======== Data segment ========

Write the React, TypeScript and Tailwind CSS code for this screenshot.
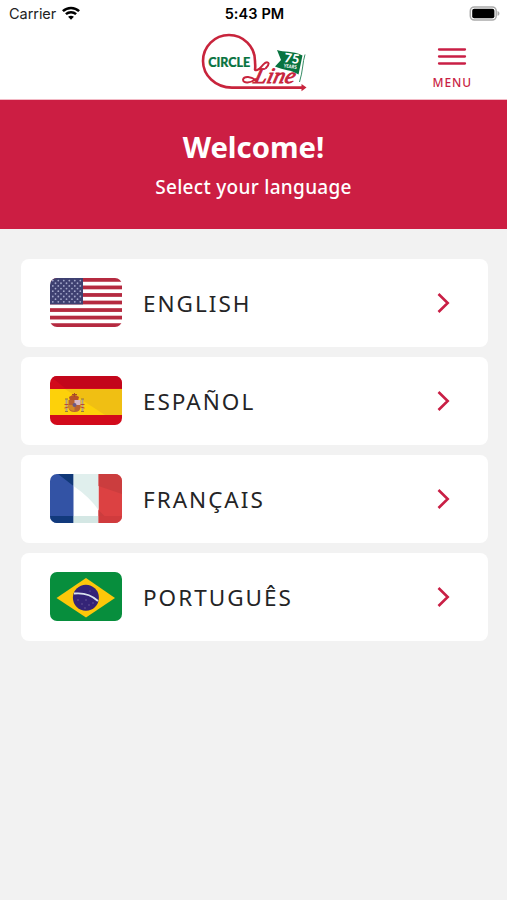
import React from 'react';

type Language = {
  code: string;
  label: string;
  flag: React.ReactNode;
};

function StatusBar() {
  return (
    <div className="grid h-7 grid-cols-3 items-center pl-[9px] pr-[7px] font-['Inter','Liberation_Sans',sans-serif] text-[14.5px] text-[#222]">
      <div className="flex items-center gap-[6px]">
        <span className="tracking-[-0.05px]">Carrier</span>
        <svg className="-mt-[2px]" width="18" height="14" viewBox="0 0 18 14" fill="none" stroke="#000" strokeWidth="2.5">
          <path d="M0.9 5.2C5.4 0.8 12.6 0.8 17.1 5.2" />
          <path d="M3.9 8.2C6.8 5.5 11.2 5.5 14.1 8.2" />
          <path d="M9 13.7L6.1 10.7C7.8 9.3 10.2 9.3 11.9 10.7Z" fill="#000" stroke="none" />
        </svg>
      </div>
      <span className="-mt-px text-center text-[14.5px] font-semibold tracking-[0.1px] text-black">5:43 PM</span>
      <svg className="-mt-[2px] justify-self-end" width="31" height="15" viewBox="0 0 31 15">
        <rect x="1.3" y="0.9" width="25.9" height="13.2" rx="4" fill="#fff" stroke="#aaa" strokeWidth="1.5" />
        <rect x="3.2" y="2.8" width="22.2" height="9.4" rx="2" fill="#000" />
        <path d="M28.5 5v4.8c2.6-.8 2.6-4 0-4.8z" fill="#aaa" />
      </svg>
    </div>
  );
}

function Logo() {
  return (
    <svg width="106" height="60" viewBox="0 0 106 60">
      <path
        d="M54 37C54.6 33 54 31 54 28A26 26 0 1 0 2 28C2 42 14 54.6 31 54.6H102"
        fill="none"
        stroke="#c8243c"
        strokeWidth="2.6"
      />
      <path d="M100.5 51l5 3.6l-5 3.6z" fill="#c8243c" />
      <text x="7.3" y="33.7" textLength="42" lengthAdjust="spacingAndGlyphs" fill="#08733f" stroke="#08733f" strokeWidth="0.2" className="font-['Lato',sans-serif] text-[12.8px] font-black">
        CIRCLE
      </text>
      {/* swash that ties the ring to the script word */}
      <path d="M54 37C58 39 60 33 64 30C68 28 69 31 65 35" fill="none" stroke="#c8243c" strokeWidth="2" strokeLinecap="round" />
      <path d="M56 48C50 43 43 43 42 46.5C42 51 50 50 55 46" fill="none" stroke="#c8243c" strokeWidth="1.9" strokeLinecap="round" />
      <g transform="translate(52 49.5) skewX(-14)">
        <text x="0" y="0" textLength="41" lengthAdjust="spacingAndGlyphs" fill="#c8243c" stroke="#c8243c" strokeWidth="0.9" className="font-['Liberation_Serif',serif] text-[22px] italic">
          Line
        </text>
      </g>
      <path d="M76 17C83 20 91 17 101.5 22.5L97.5 41.5C90 36.5 83 37.5 74 33.5L80 27Z" fill="#08733f" />
      <path d="M104 21.5C101.5 29 102 38 98.5 49" fill="none" stroke="#368c65" strokeWidth="1" />
      <g transform="rotate(8 90 28)" fill="#fff" className="font-['Lato',sans-serif] font-black">
        <text x="83" y="30" textLength="15" lengthAdjust="spacingAndGlyphs" className="text-[13px]">75</text>
        <text x="83.5" y="35.2" textLength="13" lengthAdjust="spacingAndGlyphs" className="text-[5px]">YEARS</text>
      </g>
    </svg>
  );
}

function UsFlag() {
  return (
    <svg className="h-full w-full" viewBox="0 0 72 49" preserveAspectRatio="none">
      <rect width="72" height="49" fill="#fff" />
      {[0, 1, 2, 3, 4, 5, 6].map((i) => (
        <rect key={i} y={i * 7.54} width="72" height="3.77" fill="#b52a40" />
      ))}
      <rect width="33" height="26.4" fill="#3e4071" />
      {Array.from({ length: 9 }, (_, row) =>
        Array.from({ length: row % 2 === 0 ? 6 : 5 }, (_, col) => (
          <circle
            key={`${row}-${col}`}
            cx={(row % 2 === 0 ? 2.8 : 5.5) + col * 5.5}
            cy={2.6 + row * 2.65}
            r="0.9"
            fill="#a5a8cb"
          />
        ))
      )}
    </svg>
  );
}

function SpainFlag() {
  return (
    <svg className="h-full w-full" viewBox="0 0 72 49" preserveAspectRatio="none">
      <rect width="72" height="49" fill="#d20a1b" />
      <path d="M0 0l15 12h57V0z" fill="#c3061b" />
      <rect y="13" width="72" height="26" fill="#fdd10a" />
      <path d="M15 13h57v26H55z" fill="#f0bf13" />
      {/* coat of arms */}
      <path d="M19 21q5-4 10 0l-1 4h-8z" fill="#b75227" />
      <path d="M22 18.5h5M24.5 17v4" stroke="#a64a27" strokeWidth="1" />
      <path d="M18.5 24h12v7q0 5-6 5t-6-5z" fill="#ba6331" />
      <path d="M24.5 24h6v5h-6z" fill="#d9b9c5" />
      <path d="M18.5 29h6v6q-6-1-6-4z" fill="#d38b24" />
      <circle cx="24.5" cy="29" r="2" fill="#6d5a85" />
      <path d="M16.5 23v12M32.5 23v12" stroke="#b2a08a" strokeWidth="1.8" />
      <path d="M14.5 28.5h4M30.5 28.5h4M14.5 32l4-1M30.5 31l4 1" stroke="#bf4a31" strokeWidth="1" />
      <path d="M15 35.5h3M31 35.5h3M15 23h3M31 23h3" stroke="#9a7935" strokeWidth="1.2" />
    </svg>
  );
}

function FranceFlag() {
  return (
    <svg className="h-full w-full" viewBox="0 0 72 49" preserveAspectRatio="none">
      <rect width="24" height="49" fill="#3353a5" />
      <rect x="23.5" width="25" height="49" fill="#fff" />
      <rect x="48.5" width="23.5" height="49" fill="#dc4142" />
      <path d="M8 0h15.5v12z" fill="#103878" />
      <path d="M23.5 0h25v36q-9-13-25-24z" fill="#e0efed" />
      <path d="M48.5 0H72v20L48.5 12z" fill="#cb3d3e" />
      <path d="M48.5 36l6 6h-6z" fill="#cb3d3e" />
      <rect y="42" width="23.5" height="7" fill="#123a7c" />
      <rect x="23.5" y="42" width="25" height="7" fill="#d4e7e4" />
      <rect x="48.5" y="42" width="23.5" height="7" fill="#d03b3d" />
    </svg>
  );
}

function BrazilFlag() {
  return (
    <svg className="h-full w-full" viewBox="0 0 72 49" preserveAspectRatio="none">
      <rect width="72" height="49" fill="#078e3d" />
      <path d="M36 6L65 26L36 45.5L6.5 26z" fill="#fdc70a" />
      <circle cx="35.9" cy="25.7" r="13" fill="#342477" />
      <path d="M24 21.5Q38.5 20 48 29" fill="none" stroke="#d9e2ed" strokeWidth="1.8" />
      <g fill="#7565a2">
        <circle cx="28" cy="28" r="0.7" />
        <circle cx="32" cy="32" r="0.7" />
        <circle cx="36" cy="28" r="0.7" />
        <circle cx="39" cy="33" r="0.7" />
        <circle cx="43" cy="31" r="0.7" />
        <circle cx="35" cy="36" r="0.7" />
        <circle cx="40" cy="19" r="0.6" />
      </g>
    </svg>
  );
}

const languages: Language[] = [
  { code: 'en', label: 'ENGLISH', flag: <UsFlag /> },
  { code: 'es', label: 'ESPAÑOL', flag: <SpainFlag /> },
  { code: 'fr', label: 'FRANÇAIS', flag: <FranceFlag /> },
  { code: 'pt', label: 'PORTUGUÊS', flag: <BrazilFlag /> },
];

function LanguageCard({ language }: { language: Language }) {
  return (
    <button className="flex h-[88.4px] w-full items-center rounded-lg bg-white pl-[29px] pr-[37px] text-left">
      <span className="h-[49px] w-[72px] shrink-0 overflow-hidden rounded-[7px]">{language.flag}</span>
      <span className="ml-[21px] flex-1 pt-[2px] text-[22.5px] leading-8 tracking-[2px] text-[#242426]">{language.label}</span>
      <svg width="14" height="20" viewBox="0 0 14 20" fill="none" stroke="#c91f45" strokeWidth="2.6">
        <path d="M1.5 1L10.7 10L1.5 19" />
      </svg>
    </button>
  );
}

function App() {
  return (
    <div className="min-h-screen bg-[#f2f2f2] font-['Noto_Sans',sans-serif]">
      <header className="h-[100px] border-b border-[#f3b9c5] bg-white">
        <StatusBar />
        <div className="grid grid-cols-3 items-start pt-[5px]">
          <div className="col-start-2 flex justify-center">
            <Logo />
          </div>
          <button className="mr-[35px] mt-[14px] flex flex-col items-center justify-self-end text-[#c91f45]">
            <svg width="30" height="20" viewBox="0 0 30 20" stroke="currentColor" strokeWidth="2.3" strokeLinecap="round">
              <path d="M2 2.5h26M2 9.5h26M2 16.5h26" />
            </svg>
            <span className="mt-[8px] text-[12px] font-medium leading-4 tracking-[0.9px]">MENU</span>
          </button>
        </div>
      </header>

      <section className="flex h-[129px] flex-col items-center bg-[#cc1e43] pt-[27px] text-white">
        <h1 className="text-[29.3px] font-bold leading-10">Welcome!</h1>
        <p className="mt-[6px] text-[19px] font-medium leading-7 tracking-[0.3px]">Select your language</p>
      </section>

      <main className="flex flex-col gap-[9.7px] pl-[21px] pr-[19px] pt-[29.5px]">
        {languages.map((language) => (
          <LanguageCard key={language.code} language={language} />
        ))}
      </main>
    </div>
  );
}

export default App;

========

▸ Stated exercise: How many lines in the listing contain "code"? Answer with the number alone.

▸ Task answer: 7